A sedimentary and geochemical record of water-level changes from Rantin Lake, Yukon, Canada

Abstract

A multi-proxy analysis of two sediment cores from Rantin Lake are used to reconstruct past lake-level changes and to make inferences about millennial-scale variations in precipitation/evaporation (P/E) balance in the southern Yukon, Canada between 10,900 and 3,100 cal yr BP. Analyses of calcium carbonate and organic matter concentration, magnetic susceptibility, titanium content, dry bulk density, and macrofossils are used to reconstruct water-level changes. The development of sand layers and deformed sediments at the deep-water core site (i.e. Core A-06) prior to ~10,900 cal yr BP suggest that lake level was lower at this time. Fine-grained organic sediment deposited from 10,600 to 9,500 cal yr BP indicates a rise in lake level.
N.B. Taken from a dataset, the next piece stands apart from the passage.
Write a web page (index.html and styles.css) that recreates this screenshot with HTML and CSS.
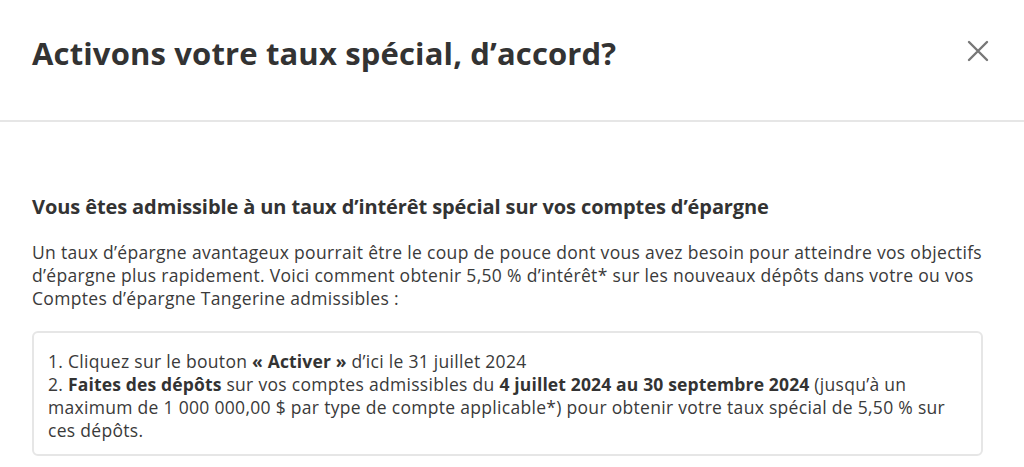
FILE: index.html
```html
<!DOCTYPE html>
<html lang="fr">
<head>
    <meta charset="UTF-8">
    <meta name="viewport" content="width=device-width, initial-scale=1.0">
    <title>Activons votre taux spécial</title>
    <link rel="stylesheet" href="styles.css">
</head>
<body>
    <div class="modal">
        <div class="modal-header">
            <h1 class="modal-title">Activons votre taux spécial, d’accord?</h1>
            <button class="close-btn" aria-label="Fermer">
                <svg width="22" height="22" viewBox="0 0 22 22">
                    <path d="M2 2 L20 20 M20 2 L2 20" stroke="#777" stroke-width="2.4" stroke-linecap="round" fill="none"/>
                </svg>
            </button>
        </div>

        <div class="modal-body">
            <h2 class="offer-title">Vous êtes admissible à un taux d’intérêt spécial sur vos comptes d’épargne</h2>
            <p class="offer-text">Un taux d’épargne avantageux pourrait être le coup de pouce dont vous avez besoin pour atteindre vos objectifs d’épargne plus rapidement. Voici comment obtenir 5,50&nbsp;% d’intérêt* sur les nouveaux dépôts dans votre ou vos Comptes d’épargne Tangerine admissibles :</p>

            <div class="steps">
                <div>1. Cliquez sur le bouton <b>«&nbsp;Activer&nbsp;»</b> d’ici le 31 juillet 2024</div>
                <div>2. <b>Faites des dépôts</b> sur vos comptes admissibles du <b>4 juillet 2024 au 30 septembre 2024</b> (jusqu’à un maximum de 1&nbsp;000&nbsp;000,00&nbsp;$ par type de compte applicable*) pour obtenir votre taux spécial de 5,50&nbsp;% sur ces dépôts.</div>
            </div>
        </div>
    </div>
</body>
</html>
```

FILE: styles.css
```css
body {
    margin: 0;
    background: #fff;
    font-family: "Open Sans", "Liberation Sans", sans-serif;
    color: #3a3a3a;
}

.modal-header {
    display: flex;
    align-items: center;
    justify-content: space-between;
    height: 106px;
    padding: 0 35px 14px 32px;
    border-bottom: 2px solid #e6e6e6;
}

.modal-title {
    margin: 0;
    font-size: 31px;
    font-weight: 700;
    letter-spacing: 0.15px;
    color: #333;
}

.close-btn {
    display: flex;
    margin-bottom: 4px;
    padding: 0;
    border: none;
    background: none;
    cursor: pointer;
}

.modal-body {
    padding: 73px 41px 0 32px;
}

.offer-title {
    margin: 0 0 22px;
    font-size: 20px;
    font-weight: 700;
    letter-spacing: -0.1px;
    line-height: 24px;
    color: #333;
}

.offer-text {
    margin: 0 0 21px;
    font-size: 17.5px;
    letter-spacing: 0.32px;
    line-height: 23px;
}

.steps {
    border: 2px solid #e6e6e6;
    border-radius: 6px;
    padding: 17px 14px 12px;
    font-size: 17.5px;
    letter-spacing: 0.3px;
    line-height: 23px;
}

.steps b {
    font-weight: 700;
    letter-spacing: 0.15px;
    color: #333;
}
```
The formation of an unconformity at the shallow cores site (Core C-06) and the deposition of shallow-water calcium carbonate-rich facies at the Core A-06 site between ~9,500 and ~8,500 cal yr BP suggest lower lake levels at this time. Shallow-water facies gradually transition into a sand layer that likely represents shoreline reworking during an extreme lowstand that occurred at ~8,400 cal yr BP. Following this low water level, fine-grained organic-rich sediment formed by ~8,200 cal yr BP, suggesting deeper water conditions at core site A-06. Calcium carbonate concentrations are relatively low in sediment deposited from ~6,300 to 3,100 cal yr BP in Core A-06, indicating that lake level was comparatively higher during the middle and late Holocene. In general, results from this study suggest that the early Holocene was characterized by high P/E from ~10,500 to 9,500 cal yr BP, low P/E from ~9,500 to 8,400 cal yr BP, and return to higher P/E from ~8,200 to 3,100 cal yr BP.